Marine solar systems, particularly for sailboats and smaller powerboats, face significant constraints regarding available space for panel installation. This often necessitates the use of high-efficiency flexible panels or strategically placed rigid panels on hardtops or arches. A common challenge is achieving sufficient daily energy production (e.g., 50-200 Wh/day for basic electronics, or 500-1000 Wh/day for refrigeration and more extensive systems) given the limited surface area. The average power density for marine panels is typically 150-200 W/m². To maximize energy harvest, boaters often rely on MPPT charge controllers, which can boost efficiency by 10-30% compared to PWM controllers, especially in conditions of partial shading or varying irradiance.

Typical Power Needs for Marine Electronics

Understanding the typical power needs for marine electronics is crucial for accurately sizing a boat's solar system. Common onboard appliances have specific consumption profiles that directly influence the total daily watt-hour (Wh) demand. For instance, a marine refrigerator can consume between 300 to 800 Wh per day, depending on its size and external temperature. LED navigation lights might draw 10-20 Wh per hour, while an autopilot can range from 1 to 5 amp-hours (Ah) per hour (or 12-60 Wh/hr for a 12V system) when actively steering.
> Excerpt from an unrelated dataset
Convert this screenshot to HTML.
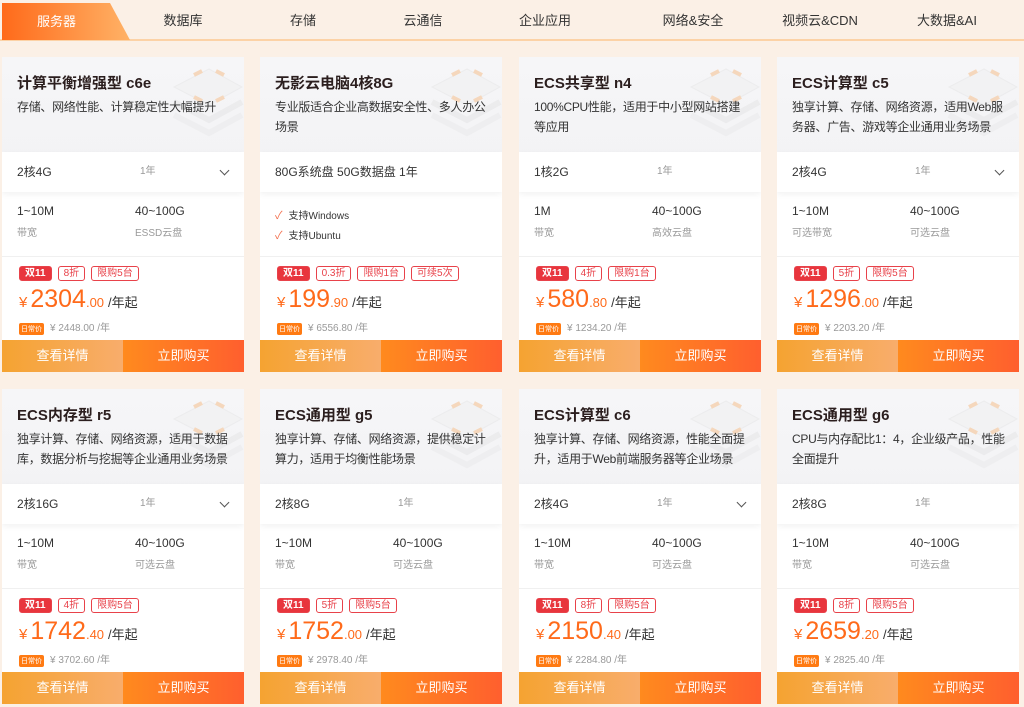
<!DOCTYPE html>
<html><head><meta charset="utf-8"><style>
*{margin:0;padding:0;box-sizing:border-box}
body{width:1024px;height:707px;background:#fbf0e6;font-family:"Liberation Sans","Noto Sans CJK SC",sans-serif;position:relative;overflow:hidden;color:#333}
.tabs{position:absolute;left:0;top:0;width:1024px;height:41px;border-bottom:2px solid #fcd2a6}
.tab{position:absolute;top:0;height:40px;line-height:42px;font-size:13px;color:#333;transform:translateX(-50%);white-space:nowrap}
.act{position:absolute;left:2px;top:3px;width:128px;height:37px;background:linear-gradient(90deg,#ff6a1a,#ffb266);clip-path:polygon(0 0,108px 0,128px 100%,0 100%);color:#fff;font-size:13px;line-height:38px;padding-left:35px}
.card{position:absolute;width:242px;height:315px;background:#fff;overflow:hidden}
.hd{position:absolute;left:0;top:0;width:242px;height:95px;background:linear-gradient(180deg,#f6f6f8,#f3f3f5)}
.deco{position:absolute;right:0;top:0;width:90px;height:80px}
.t{position:absolute;left:15px;top:15px;font-size:15px;font-weight:bold;color:#2b1e1e}
.d{position:absolute;left:15px;top:40px;width:216px;font-size:12px;line-height:20px;color:#333;letter-spacing:-0.3px}
.sel{position:absolute;left:0;top:95px;width:242px;height:40px;background:#fff;box-shadow:0 2px 6px rgba(0,0,0,.06);font-size:12px;line-height:40px;padding-left:15px;color:#333}
.sel .y{position:absolute;left:138px;font-size:10px;color:#999}
.sel .ar{position:absolute;right:16px;top:15px;width:7px;height:7px;border-right:1.3px solid #555;border-bottom:1.3px solid #555;transform:rotate(45deg)}
.sp{position:absolute;top:147px;font-size:12px;color:#333}
.sp small{display:block;font-size:10px;color:#999;margin-top:6px}
.ck{position:absolute;left:15px;font-size:10px;color:#333}
.ck b{color:#f2704f;font-weight:normal;margin-right:6px;font-size:11px}
.line{position:absolute;left:0;top:199px;width:242px;border-top:1px solid #f0f0f0}
.tags{position:absolute;left:17px;top:209px;display:flex;gap:6px}
.tag{height:15px;line-height:13px;font-size:10px;padding:0 5px;border:1px solid #e8424a;color:#e8424a;border-radius:3px}
.tag.r{background:#e8353d;color:#fff;font-weight:bold}
.pr{position:absolute;left:17px;top:228px;color:#ff6a1a;white-space:nowrap}
.pr .c{font-size:15px}.pr .n{font-size:25px;margin-left:3px}.pr .f{font-size:13px}.pr .u{font-size:13px;color:#333;margin-left:4px}
.dp{position:absolute;left:17px;top:262px;font-size:10px;color:#999;white-space:nowrap}
.dp i{font-style:normal;display:inline-block;background:#ff7a12;color:#fff;font-size:7px;padding:1px 2px;border-radius:2px;margin-right:6px}
.b1,.b2{position:absolute;top:283px;height:32px;width:121px;color:#fff;font-size:13px;line-height:32px;text-align:center}
.b1{left:0;background:linear-gradient(90deg,#f5a331,#f8ad6c)}
.b2{left:121px;background:linear-gradient(90deg,#ff8a1e,#ff5f2e)}
</style></head><body>
<div class="tabs">
<div class="act">服务器</div>
<div class="tab" style="left:183px">数据库</div>
<div class="tab" style="left:303px">存储</div>
<div class="tab" style="left:423px">云通信</div>
<div class="tab" style="left:545px">企业应用</div>
<div class="tab" style="left:693px">网络&amp;安全</div>
<div class="tab" style="left:820px">视频云&amp;CDN</div>
<div class="tab" style="left:947px">大数据&amp;AI</div>
</div>

<div class="card" style="left:2px;top:57px"><div class="hd"></div><svg class="deco" viewBox="0 0 90 80"><g opacity=".35"><path d="M20 30 L55 12 L88 30 L55 48Z" fill="#eee" stroke="#ddd"/><path d="M20 45 L55 63 L88 45" fill="none" stroke="#ddd" stroke-width="6"/><path d="M20 58 L55 76 L88 58" fill="none" stroke="#e5e5e5" stroke-width="6"/><path d="M40 18 L48 14 M62 14 L70 18 M40 40 L48 44 M62 44 L70 40" stroke="#f5a050" stroke-width="4"/></g></svg><div class="t">计算平衡增强型 c6e</div><div class="d">存储、网络性能、计算稳定性大幅提升</div><div class="sel">2核4G<span class="y">1年</span><span class="ar"></span></div><div class="sp" style="left:15px">1~10M<small>带宽</small></div><div class="sp" style="left:133px">40~100G<small>ESSD云盘</small></div><div class="line"></div><div class="tags"><span class="tag r">双11</span><span class="tag">8折</span><span class="tag">限购5台</span></div><div class="pr"><span class="c">¥</span><span class="n">2304</span><span class="f">.00</span><span class="u">/年起</span></div><div class="dp"><i>日常价</i>¥ 2448.00 /年</div><div class="b1">查看详情</div><div class="b2">立即购买</div></div>

<div class="card" style="left:260px;top:57px"><div class="hd"></div><svg class="deco" viewBox="0 0 90 80"><g opacity=".35"><path d="M20 30 L55 12 L88 30 L55 48Z" fill="#eee" stroke="#ddd"/><path d="M20 45 L55 63 L88 45" fill="none" stroke="#ddd" stroke-width="6"/><path d="M20 58 L55 76 L88 58" fill="none" stroke="#e5e5e5" stroke-width="6"/><path d="M40 18 L48 14 M62 14 L70 18 M40 40 L48 44 M62 44 L70 40" stroke="#f5a050" stroke-width="4"/></g></svg><div class="t">无影云电脑4核8G</div><div class="d">专业版适合企业高数据安全性、多人办公场景</div><div class="sel">80G系统盘 50G数据盘 1年</div><div class="ck" style="top:150px"><b>✓</b>支持Windows</div><div class="ck" style="top:170px"><b>✓</b>支持Ubuntu</div><div class="line"></div><div class="tags"><span class="tag r">双11</span><span class="tag">0.3折</span><span class="tag">限购1台</span><span class="tag">可续5次</span></div><div class="pr"><span class="c">¥</span><span class="n">199</span><span class="f">.90</span><span class="u">/年起</span></div><div class="dp"><i>日常价</i>¥ 6556.80 /年</div><div class="b1">查看详情</div><div class="b2">立即购买</div></div>

<div class="card" style="left:519px;top:57px"><div class="hd"></div><svg class="deco" viewBox="0 0 90 80"><g opacity=".35"><path d="M20 30 L55 12 L88 30 L55 48Z" fill="#eee" stroke="#ddd"/><path d="M20 45 L55 63 L88 45" fill="none" stroke="#ddd" stroke-width="6"/><path d="M20 58 L55 76 L88 58" fill="none" stroke="#e5e5e5" stroke-width="6"/><path d="M40 18 L48 14 M62 14 L70 18 M40 40 L48 44 M62 44 L70 40" stroke="#f5a050" stroke-width="4"/></g></svg><div class="t">ECS共享型 n4</div><div class="d">100%CPU性能，适用于中小型网站搭建等应用</div><div class="sel">1核2G<span class="y">1年</span></div><div class="sp" style="left:15px">1M<small>带宽</small></div><div class="sp" style="left:133px">40~100G<small>高效云盘</small></div><div class="line"></div><div class="tags"><span class="tag r">双11</span><span class="tag">4折</span><span class="tag">限购1台</span></div><div class="pr"><span class="c">¥</span><span class="n">580</span><span class="f">.80</span><span class="u">/年起</span></div><div class="dp"><i>日常价</i>¥ 1234.20 /年</div><div class="b1">查看详情</div><div class="b2">立即购买</div></div>

<div class="card" style="left:777px;top:57px"><div class="hd"></div><svg class="deco" viewBox="0 0 90 80"><g opacity=".35"><path d="M20 30 L55 12 L88 30 L55 48Z" fill="#eee" stroke="#ddd"/><path d="M20 45 L55 63 L88 45" fill="none" stroke="#ddd" stroke-width="6"/><path d="M20 58 L55 76 L88 58" fill="none" stroke="#e5e5e5" stroke-width="6"/><path d="M40 18 L48 14 M62 14 L70 18 M40 40 L48 44 M62 44 L70 40" stroke="#f5a050" stroke-width="4"/></g></svg><div class="t">ECS计算型 c5</div><div class="d">独享计算、存储、网络资源，适用Web服务器、广告、游戏等企业通用业务场景</div><div class="sel">2核4G<span class="y">1年</span><span class="ar"></span></div><div class="sp" style="left:15px">1~10M<small>可选带宽</small></div><div class="sp" style="left:133px">40~100G<small>可选云盘</small></div><div class="line"></div><div class="tags"><span class="tag r">双11</span><span class="tag">5折</span><span class="tag">限购5台</span></div><div class="pr"><span class="c">¥</span><span class="n">1296</span><span class="f">.00</span><span class="u">/年起</span></div><div class="dp"><i>日常价</i>¥ 2203.20 /年</div><div class="b1">查看详情</div><div class="b2">立即购买</div></div>

<div class="card" style="left:2px;top:389px"><div class="hd"></div><svg class="deco" viewBox="0 0 90 80"><g opacity=".35"><path d="M20 30 L55 12 L88 30 L55 48Z" fill="#eee" stroke="#ddd"/><path d="M20 45 L55 63 L88 45" fill="none" stroke="#ddd" stroke-width="6"/><path d="M20 58 L55 76 L88 58" fill="none" stroke="#e5e5e5" stroke-width="6"/><path d="M40 18 L48 14 M62 14 L70 18 M40 40 L48 44 M62 44 L70 40" stroke="#f5a050" stroke-width="4"/></g></svg><div class="t">ECS内存型 r5</div><div class="d">独享计算、存储、网络资源，适用于数据库，数据分析与挖掘等企业通用业务场景</div><div class="sel">2核16G<span class="y">1年</span><span class="ar"></span></div><div class="sp" style="left:15px">1~10M<small>带宽</small></div><div class="sp" style="left:133px">40~100G<small>可选云盘</small></div><div class="line"></div><div class="tags"><span class="tag r">双11</span><span class="tag">4折</span><span class="tag">限购5台</span></div><div class="pr"><span class="c">¥</span><span class="n">1742</span><span class="f">.40</span><span class="u">/年起</span></div><div class="dp"><i>日常价</i>¥ 3702.60 /年</div><div class="b1">查看详情</div><div class="b2">立即购买</div></div>

<div class="card" style="left:260px;top:389px"><div class="hd"></div><svg class="deco" viewBox="0 0 90 80"><g opacity=".35"><path d="M20 30 L55 12 L88 30 L55 48Z" fill="#eee" stroke="#ddd"/><path d="M20 45 L55 63 L88 45" fill="none" stroke="#ddd" stroke-width="6"/><path d="M20 58 L55 76 L88 58" fill="none" stroke="#e5e5e5" stroke-width="6"/><path d="M40 18 L48 14 M62 14 L70 18 M40 40 L48 44 M62 44 L70 40" stroke="#f5a050" stroke-width="4"/></g></svg><div class="t">ECS通用型 g5</div><div class="d">独享计算、存储、网络资源，提供稳定计算力，适用于均衡性能场景</div><div class="sel">2核8G<span class="y">1年</span></div><div class="sp" style="left:15px">1~10M<small>带宽</small></div><div class="sp" style="left:133px">40~100G<small>可选云盘</small></div><div class="line"></div><div class="tags"><span class="tag r">双11</span><span class="tag">5折</span><span class="tag">限购5台</span></div><div class="pr"><span class="c">¥</span><span class="n">1752</span><span class="f">.00</span><span class="u">/年起</span></div><div class="dp"><i>日常价</i>¥ 2978.40 /年</div><div class="b1">查看详情</div><div class="b2">立即购买</div></div>

<div class="card" style="left:519px;top:389px"><div class="hd"></div><svg class="deco" viewBox="0 0 90 80"><g opacity=".35"><path d="M20 30 L55 12 L88 30 L55 48Z" fill="#eee" stroke="#ddd"/><path d="M20 45 L55 63 L88 45" fill="none" stroke="#ddd" stroke-width="6"/><path d="M20 58 L55 76 L88 58" fill="none" stroke="#e5e5e5" stroke-width="6"/><path d="M40 18 L48 14 M62 14 L70 18 M40 40 L48 44 M62 44 L70 40" stroke="#f5a050" stroke-width="4"/></g></svg><div class="t">ECS计算型 c6</div><div class="d">独享计算、存储、网络资源，性能全面提升，适用于Web前端服务器等企业场景</div><div class="sel">2核4G<span class="y">1年</span><span class="ar"></span></div><div class="sp" style="left:15px">1~10M<small>带宽</small></div><div class="sp" style="left:133px">40~100G<small>可选云盘</small></div><div class="line"></div><div class="tags"><span class="tag r">双11</span><span class="tag">8折</span><span class="tag">限购5台</span></div><div class="pr"><span class="c">¥</span><span class="n">2150</span><span class="f">.40</span><span class="u">/年起</span></div><div class="dp"><i>日常价</i>¥ 2284.80 /年</div><div class="b1">查看详情</div><div class="b2">立即购买</div></div>

<div class="card" style="left:777px;top:389px"><div class="hd"></div><svg class="deco" viewBox="0 0 90 80"><g opacity=".35"><path d="M20 30 L55 12 L88 30 L55 48Z" fill="#eee" stroke="#ddd"/><path d="M20 45 L55 63 L88 45" fill="none" stroke="#ddd" stroke-width="6"/><path d="M20 58 L55 76 L88 58" fill="none" stroke="#e5e5e5" stroke-width="6"/><path d="M40 18 L48 14 M62 14 L70 18 M40 40 L48 44 M62 44 L70 40" stroke="#f5a050" stroke-width="4"/></g></svg><div class="t">ECS通用型 g6</div><div class="d">CPU与内存配比1：4，企业级产品，性能全面提升</div><div class="sel">2核8G<span class="y">1年</span></div><div class="sp" style="left:15px">1~10M<small>带宽</small></div><div class="sp" style="left:133px">40~100G<small>可选云盘</small></div><div class="line"></div><div class="tags"><span class="tag r">双11</span><span class="tag">8折</span><span class="tag">限购5台</span></div><div class="pr"><span class="c">¥</span><span class="n">2659</span><span class="f">.20</span><span class="u">/年起</span></div><div class="dp"><i>日常价</i>¥ 2825.40 /年</div><div class="b1">查看详情</div><div class="b2">立即购买</div></div>
</body></html>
Essential items like a VHF radio use minimal power in standby (around 5 Wh/day) but significantly more during transmission. Chartplotters and other multifunction displays can draw 10-30 Wh/hr. Accurately summing these individual loads is the foundational step for any effective marine solar design.

Frequently Asked Questions

How to size solar panels for a boat?

To size solar panels for a boat, first calculate your total daily power consumption in watt-hours (Wh) for all onboard electronics. Then, divide this by your average daily peak sun hours, accounting for system losses (typically 15-25%), to determine the required solar array wattage. For example, 100 Wh daily usage with 5 peak sun hours and 20% loss would need a 25 W panel. This ensures adequate charging for your battery bank.

What is 'battery autonomy' in marine solar?

Battery autonomy in marine solar refers to the number of days your battery bank can power your boat's electrical loads without any charging from solar panels or other sources. This is crucial for periods of overcast weather or when anchored in shaded areas. A common target is 2-3 days of autonomy, which dictates the required battery bank size, ensuring continuous power supply.

Why is Depth of Discharge (DoD) important for boat batteries?

Depth of Discharge (DoD) is important for boat batteries because it affects their lifespan and usable capacity. Regularly discharging lead-acid batteries below 50% DoD significantly shortens their cycle life, while LiFePO4 batteries can safely handle 80% DoD or more. Understanding DoD helps in sizing a battery bank that meets daily needs while preserving battery health and extending its overall service life.